What can you learn from IoT with i2M – Part 3
In the last 2 installments (Part 1 & Part 2), we discussed the basics of IoT and an example of how the components can be connected and used to provide basic automation and alerting.
These seemingly simple steps can build up to provide very advanced controls of all aspects of the physical world. The challenge can become managing situations that were not expected.
Some time ago, I worked with a company that managed the IoT environments of entire skyscrapers globally, and they were seeing a problem that they were having an issue diagnosing. The issue was every couple of weeks a building somewhere in the world would see a couple of hundred devices stop working at the same moment, and they couldn’t work out why.
They would try and diagnose it remotely and would end up sending an engineer on-site, who would replace all the devices that were failing, and everything would again be okay. And then a couple of weeks later this same type of event would happen in another building. All the failed devices would be tested back at their offices, and everything would work perfectly.
What was happening? This was becoming a very expensive “rip and replace” problem that was causing their customers to be very dissatisfied.
It turned out the issue was that when first installed, the hub for each set of devices had a memory card slot that was used to store a card that held copies of firmware updates for the devices, and every 30 days each device would automatically reboot.
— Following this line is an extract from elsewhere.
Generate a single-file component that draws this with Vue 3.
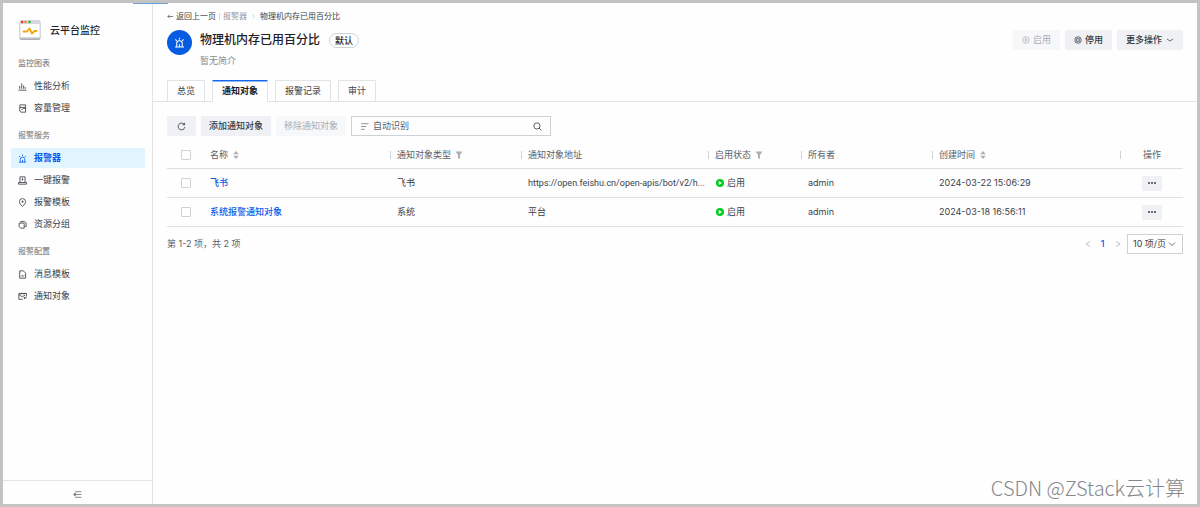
<script setup>
import { ref } from 'vue'

const groups = [
  { title: '监控图表', items: [{ label: '性能分析', icon: 'chart' }, { label: '容量管理', icon: 'disk' }] },
  {
    title: '报警服务',
    items: [
      { label: '报警器', icon: 'alarm', active: true },
      { label: '一键报警', icon: 'stamp' },
      { label: '报警模板', icon: 'pin' },
      { label: '资源分组', icon: 'stack' }
    ]
  },
  { title: '报警配置', items: [{ label: '消息模板', icon: 'doc' }, { label: '通知对象', icon: 'mail' }] }
]

const icons = {
  chart: 'M1 14.500h14M3 12V7M6.500 12V2.500M10 12V6M13 12V9',
  disk: 'M3.500 1.500h10v13H5.500L3 12.500zM3 6h10M6 11l3-3h4',
  alarm: 'M1.500 14.500h13M4 14V9.500a4 4 0 0 1 8 0V14M8 14v-3.500M8 1v2.500M2 3.500l2 2M14 3.500l-2 2',
  stamp: 'M1 14.500h14v-3H1zM3.500 11.500v-10h9v10M8 4v4M6.500 6h3',
  pin: 'M8 15C5 12 2.500 9.500 2.500 6.500a5.500 5.500 0 0 1 11 0C13.500 9.500 11 12 8 15zM8 4.500v3.500M6 6.500h4',
  stack: 'M2 5.500h9v9H4.500L2 12zM5 5V2.500h6.500L14.500 5v6.500H12',
  doc: 'M3 1.500h6.500L13.500 5.500v9H3zM5.500 11.500l2-2 1.500 2 2-2',
  mail: 'M8.500 13H1.500V3h12M1.500 4.500l6 4 5-3M2 2.500h13V8M15.500 10.500h-5M12.500 8.500l-2 2 2 2'
}

const tabs = ['总览', '通知对象', '报警记录', '审计']
const activeTab = ref('通知对象')
const keyword = ref('')
const pageSize = ref('10')

const columns = [
  { label: '名称', tool: 'sort' },
  { label: '通知对象类型', tool: 'filter' },
  { label: '通知对象地址' },
  { label: '启用状态', tool: 'filter' },
  { label: '所有者' },
  { label: '创建时间', tool: 'sort' }
]

const rows = [
  { name: '飞书', type: '飞书', address: 'https://open.feishu.cn/open-apis/bot/v2/h...', status: '启用', owner: 'admin', created: '2024-03-22 15:06:29' },
  { name: '系统报警通知对象', type: '系统', address: '平台', status: '启用', owner: 'admin', created: '2024-03-18 16:56:11' }
]
</script>

<template>
  <div class="frame">
    <div class="loading"></div>
    <aside class="sidebar">
      <div class="brand">
        <svg class="logo" viewBox="0 0 22 22" aria-hidden="true">
          <rect x="0.500" y="3" width="21" height="18" rx="2" fill="#a9adb5" />
          <rect x="0.500" y="1" width="21" height="18.500" rx="2" fill="#d5d8de" />
          <rect x="1.500" y="5" width="19" height="13" fill="#fff" />
          <circle cx="3" cy="3" r="1.300" fill="#f0344b" />
          <circle cx="6.500" cy="3" r="1.300" fill="#f58a1f" />
          <circle cx="10.500" cy="3" r="1.300" fill="#1fbf3a" />
          <path d="M4.500 12.500h3.500l2.500-3 2.500 5 2.500-2.500h2" fill="none" stroke="#fba50d" stroke-width="1.800" stroke-linecap="round" stroke-linejoin="round" />
        </svg>
        <span>云平台监控</span>
      </div>
      <nav class="nav">
        <section v-for="g in groups" :key="g.title" class="group">
          <h2>{{ g.title }}</h2>
          <a v-for="i in g.items" :key="i.label" href="#" class="nav-item" :class="{ active: i.active }">
            <svg viewBox="0 0 16 16" class="line-icon" aria-hidden="true"><path :d="icons[i.icon]" /></svg>
            {{ i.label }}
          </a>
        </section>
      </nav>
      <button class="collapse" aria-label="收起菜单">
        <svg viewBox="0 0 16 16" class="line-icon" aria-hidden="true"><path d="M4 3h11M2 8h13M4 13h11M4 5L1 8l3 3z" /></svg>
      </button>
    </aside>

    <main class="main">
      <header class="header">
        <div class="crumbs">
          <a href="#" class="back">
            <svg viewBox="0 0 16 16" class="line-icon tiny" aria-hidden="true"><path d="M14 8H2M6 4L2 8l4 4" /></svg>
            返回上一页
          </a>
          <i class="bar"></i>
          <a href="#" class="parent">报警器</a>
          <svg viewBox="0 0 16 16" class="line-icon tiny chev" aria-hidden="true"><path d="M6 4l4 4-4 4" /></svg>
          <span>物理机内存已用百分比</span>
        </div>
        <div class="heading">
          <span class="avatar">
            <svg viewBox="0 0 16 16" class="line-icon" aria-hidden="true"><path :d="icons.alarm" /></svg>
          </span>
          <div class="titles">
            <h1>物理机内存已用百分比 <span class="tag">默认</span></h1>
            <p>暂无简介</p>
          </div>
          <div class="actions">
            <button class="btn" disabled>
              <svg viewBox="0 0 16 16" class="line-icon small" aria-hidden="true"><circle cx="8" cy="8" r="6.500" /><path d="M6.500 5l4 3-4 3z" /></svg>
              启用
            </button>
            <button class="btn">
              <svg viewBox="0 0 16 16" class="line-icon small" aria-hidden="true"><circle cx="8" cy="8" r="6.500" /><rect x="5.500" y="5.500" width="5" height="5" /></svg>
              停用
            </button>
            <button class="btn more">
              更多操作
              <svg viewBox="0 0 16 16" class="line-icon small" aria-hidden="true"><path d="M2 6l6 4 6-4" /></svg>
            </button>
          </div>
        </div>
        <div class="tabs" role="tablist">
          <button v-for="t in tabs" :key="t" role="tab" class="tab" :class="{ on: t === activeTab }" :aria-selected="t === activeTab" @click="activeTab = t">{{ t }}</button>
        </div>
      </header>

      <div class="content">
        <div class="toolbar">
          <button class="btn refresh" aria-label="刷新">
            <svg viewBox="0 0 16 16" class="line-icon" aria-hidden="true"><path d="M13 4.500A6 6 0 1 0 14 9M13.500 1.500v3.500H10" /></svg>
          </button>
          <button class="btn tool-btn">添加通知对象</button>
          <button class="btn tool-btn" disabled>移除通知对象</button>
          <label class="search">
            <svg viewBox="0 0 16 16" class="line-icon" aria-hidden="true"><path d="M2 3h13M2 8h9M2 13h6" /></svg>
            <input v-model="keyword" type="text" placeholder="自动识别" aria-label="搜索" />
            <svg viewBox="0 0 16 16" class="line-icon dark" aria-hidden="true"><circle cx="7" cy="7" r="5.500" /><path d="M11 11l4 4" /></svg>
          </label>
        </div>

        <table>
          <colgroup>
            <col class="c-check" /><col class="c-name" /><col class="c-type" /><col class="c-name" />
            <col class="c-state" /><col class="c-type" /><col class="c-time" /><col class="c-op" />
          </colgroup>
          <thead>
            <tr>
              <th class="check"><input type="checkbox" aria-label="全选" /></th>
              <th v-for="c in columns" :key="c.label" class="sep">
                <span class="th">
                  {{ c.label }}
                  <svg v-if="c.tool === 'sort'" viewBox="0 0 8 10" class="tool" aria-hidden="true"><path d="M4 0L7.500 4h-7zM4 10L7.500 6h-7z" /></svg>
                  <svg v-if="c.tool === 'filter'" viewBox="0 0 8 8" class="tool" aria-hidden="true"><path d="M0.500 0.500h7L5 4v4L3 7V4z" /></svg>
                </span>
              </th>
              <th class="op">操作</th>
            </tr>
          </thead>
          <tbody>
            <tr v-for="r in rows" :key="r.name">
              <td class="check"><input type="checkbox" :aria-label="r.name" /></td>
              <td><a href="#" class="link">{{ r.name }}</a></td>
              <td>{{ r.type }}</td>
              <td class="address">{{ r.address }}</td>
              <td>
                <span class="state">
                  <svg viewBox="0 0 16 16" aria-hidden="true"><circle cx="8" cy="8" r="8" fill="#0c2" /><path d="M5.500 4l6.500 4-6.500 4z" fill="#fff" /></svg>
                  {{ r.status }}
                </span>
              </td>
              <td>{{ r.owner }}</td>
              <td>{{ r.created }}</td>
              <td class="op">
                <button class="dots" aria-label="更多">
                  <svg viewBox="0 0 10 4" aria-hidden="true"><circle cx="2" cy="2" r="1" /><circle cx="5" cy="2" r="1" /><circle cx="8" cy="2" r="1" /></svg>
                </button>
              </td>
            </tr>
          </tbody>
        </table>

        <footer class="pager">
          <span class="total">第 1-2 项，共 2 项</span>
          <button class="page" aria-label="上一页"><svg viewBox="0 0 16 16" class="line-icon small" aria-hidden="true"><path d="M12 3L4 8l8 5" /></svg></button>
          <button class="page current">1</button>
          <button class="page" aria-label="下一页"><svg viewBox="0 0 16 16" class="line-icon small" aria-hidden="true"><path d="M4 3l8 5-8 5" /></svg></button>
          <label class="size">
            <select v-model="pageSize" aria-label="每页条数">
              <option value="10">10 项/页</option>
              <option value="20">20 项/页</option>
            </select>
            <svg viewBox="0 0 16 16" class="line-icon small" aria-hidden="true"><path d="M2 5l6 6 6-6" /></svg>
          </label>
        </footer>
      </div>
    </main>
    <div class="watermark">CSDN @ZStack云计算</div>
  </div>
</template>

<style>
body {
  margin: 0;
}
</style>

<style scoped>
.frame,
.frame * {
  box-sizing: border-box;
}
.frame {
  position: relative;
  display: flex;
  min-height: 100vh;
  border: 3px solid #c3c3c3;
  background: #fefefe;
  color: #3c4148;
  font: 9px/12px Inter, "Noto Sans CJK SC", sans-serif;
}
button,
input,
select {
  margin: 0;
  padding: 0;
  border: 0;
  background: none;
  color: inherit;
  font: inherit;
}
a {
  color: inherit;
  text-decoration: none;
}
.loading {
  position: absolute;
  top: 0;
  left: 130px;
  width: 35px;
  height: 1px;
  background: #6a9fd8;
}
.line-icon {
  flex: none;
  width: 9px;
  height: 9px;
  fill: none;
  stroke: currentColor;
  stroke-width: 1.5;
}
.line-icon.small {
  width: 8px;
  height: 8px;
}
.line-icon.tiny {
  width: 7px;
  height: 7px;
}

.sidebar {
  display: flex;
  flex: none;
  flex-direction: column;
  width: 150px;
  border-right: 1px solid #e4e4e6;
}
.brand {
  display: flex;
  align-items: center;
  gap: 9px;
  height: 54px;
  padding-left: 16px;
  color: #22262c;
  font-size: 10px;
  font-weight: 500;
}
.logo {
  width: 22px;
  height: 22px;
}
.nav {
  flex: 1;
  padding: 0 7px 0 8px;
}
.group {
  display: flex;
  flex-direction: column;
  gap: 2px;
  margin-bottom: 11px;
}
.group h2 {
  margin: 0 0 5px;
  padding-left: 7px;
  color: #6c7178;
  font-size: 8px;
  font-weight: 400;
}
.nav-item {
  display: flex;
  align-items: center;
  gap: 7px;
  height: 20px;
  padding-left: 7px;
  border-radius: 1px;
}
.nav-item.active {
  background: #e0f5ff;
  color: #0a5ae8;
  font-weight: 700;
}
.collapse {
  display: flex;
  align-items: center;
  justify-content: center;
  height: 24px;
  padding-top: 4px;
  border-top: 1px solid #e4e4e6;
  color: #70757c;
}

.main {
  flex: 1;
  min-width: 0;
}
.header {
  padding: 7px 14px 0;
  border-bottom: 1px solid #e2e3e5;
}
.crumbs {
  display: flex;
  align-items: center;
  gap: 3px;
  height: 12px;
  font-size: 8px;
}
.back {
  display: flex;
  align-items: center;
  gap: 2px;
}
.bar {
  width: 1px;
  height: 7px;
  background: #d5d7da;
}
.parent {
  color: #94989e;
}
.chev {
  color: #b5b8bc;
}
.heading {
  display: flex;
  align-items: flex-start;
  gap: 8px;
  height: 50px;
  padding-top: 8px;
}
.avatar {
  display: flex;
  align-items: center;
  justify-content: center;
  width: 25px;
  height: 25px;
  border-radius: 50%;
  background: #065be0;
  color: #fff;
}
.avatar .line-icon {
  width: 11px;
  height: 11px;
}
.titles {
  flex: 1;
}
h1 {
  display: flex;
  align-items: center;
  gap: 9px;
  height: 20px;
  margin: 0;
  color: #1d2127;
  font-size: 12px;
  font-weight: 500;
}
.tag {
  height: 15px;
  padding: 0 5px;
  border: 1px solid #cfd2d6;
  border-radius: 8px;
  font-size: 9px;
  line-height: 13px;
}
p {
  margin: 5px 0 0;
  color: #868b92;
}
.actions {
  display: flex;
  gap: 5px;
}
.btn {
  display: flex;
  align-items: center;
  justify-content: center;
  gap: 3px;
  height: 20px;
  padding: 0 9px;
  border-radius: 1px;
  background: #eff1f5;
  color: #353a42;
  font-weight: 500;
  white-space: nowrap;
}
.btn:disabled {
  background: #f7f8fa;
  color: #a9adb3;
  font-weight: 400;
}
.tool-btn {
  padding: 0 8px;
}
.more {
  gap: 4px;
}
.tabs {
  display: flex;
  gap: 7px;
  margin-top: 8px;
  margin-bottom: -1px;
}
.tab {
  height: 22px;
  padding: 0 9px;
  border: 1px solid #e2e3e5;
  border-radius: 1px 1px 0 0;
}
.tab.on {
  border-top: 1px solid #1668ea;
  border-bottom-color: #fefefe;
  background: #fefefe;
  box-shadow: inset 0 1px #8fb6f5;
  color: #15181d;
  font-weight: 700;
}

.content {
  padding: 14px 14px 0;
}
.toolbar {
  display: flex;
  gap: 5px;
}
.refresh {
  width: 29px;
}
.search {
  display: flex;
  align-items: center;
  gap: 4px;
  width: 200px;
  height: 20px;
  padding: 0 8px;
  border: 1px solid #cfd1d4;
  color: #7b8087;
}
.search input {
  flex: 1;
  min-width: 0;
  outline: 0;
}
.search input::placeholder {
  color: #5a5f66;
}
.dark {
  color: #3c4148;
}
table {
  width: 100%;
  margin-top: 6px;
  border-spacing: 0;
  table-layout: fixed;
}
.c-check { width: 37px; }
.c-name { width: 187px; }
.c-type { width: 131px; }
.c-state { width: 93px; }
.c-time { width: 188px; }
.c-op { width: 62px; }
th,
td {
  height: 29px;
  padding: 0 6px;
  overflow: hidden;
  border-bottom: 1px solid #dedfe1;
  text-align: left;
  text-overflow: ellipsis;
  white-space: nowrap;
}
th {
  position: relative;
  height: 27px;
  color: #5b6068;
  font-weight: 400;
}
.address {
  padding-right: 0;
  font-family: Roboto, "Noto Sans CJK SC", sans-serif;
}
.sep::after {
  position: absolute;
  top: 9px;
  right: 0;
  width: 1px;
  height: 8px;
  background: #d0d2d5;
  content: "";
}
.th,
.state {
  display: flex;
  align-items: center;
  gap: 4px;
}
.tool {
  width: 8px;
  height: 8px;
  fill: #adb0b5;
}
.check,
.op {
  text-align: center;
}
input[type="checkbox"] {
  display: block;
  width: 10px;
  height: 10px;
  margin: 0 auto;
  border: 1px solid #d0d2d5;
  border-radius: 1px;
  appearance: none;
  background: #fff;
}
input[type="checkbox"]:checked {
  background: #0a5ae8;
}
.link {
  color: #0a5ae8;
  font-weight: 500;
}
.state {
  gap: 3px;
}
.state svg {
  width: 8px;
  height: 8px;
  margin-left: 1px;
}
.dots {
  display: block;
  width: 20px;
  height: 15px;
  margin: 0 auto;
  border-radius: 1px;
  background: #eff1f5;
}
.dots svg {
  display: block;
  width: 10px;
  height: 4px;
  margin: 0 auto;
  fill: #3c4148;
}
.pager {
  display: flex;
  align-items: center;
  height: 20px;
  margin-top: 7px;
}
.total {
  flex: 1;
  color: #5b6068;
}
.page {
  display: flex;
  align-items: center;
  justify-content: center;
  width: 15px;
  height: 15px;
  color: #a9adb3;
}
.page.current {
  color: #0a5ae8;
  font-weight: 500;
}
.size {
  display: flex;
  align-items: center;
  width: 56px;
  height: 20px;
  margin-left: 2px;
  padding: 0 6px 0 5px;
  border: 1px solid #cfd1d4;
}
.size select {
  flex: 1;
  min-width: 0;
  appearance: none;
  outline: 0;
}
.watermark {
  position: absolute;
  right: 12px;
  bottom: 4px;
  color: #85878a;
  font: 300 20px/24px "Noto Sans CJK SC", sans-serif;
  text-shadow: 1px 1px #fff;
}
</style>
Part of the reboot process was to look at a directory on the memory card for updated firmware. If the card was unavailable, then the device would simply reboot and try again. The issue was that if the memory card was to fail then the device would go into an infinite loop or try and reboot. To save a little money the installers had used a cheaper card than was recommended. So it was those cards that were failing every now and again!
The fix was to install better cards, but identifying this rare but expensive problem was very difficult because the actions that were happening at the time of the failure were not being logged in a way that was auditable.
These kinds of problems are a lot more common than you would think, and solving them relies on a complete record of everything that is happening being stored in a way that can be understood.
At Nastel we present these kinds of end-to-end event logs as a visualized topology, that allows the entire operations team to understand the flow of the transactions. We provide a view into the topology that the user can drill down into in real-time, and interrogate the data directly and visually.
If you are used to receiving static views in reports from data analysis systems and have never seen the power of clicking into a data point, and literally drilling into the detail and following a line of thought in real time, prepare to be amazed. This allows the root cause of complex problems to be identified must more easily.
Since we recognize that IoT is another form of integration infrastructure (i2) also known as middleware, we can use the same technology that we use to monitor and manage every other form of machine data. We use a methodology we call integration infrastructure management (i2M), and this recognizes the importance of integration infrastructure (i2) knowledge to manage operationally every part of the DevOps process from design, implementation, testing, and operations.
Without i2M, IOT management can become expensive and time-consuming.
With i2M IOT becomes much more reliable and manageable.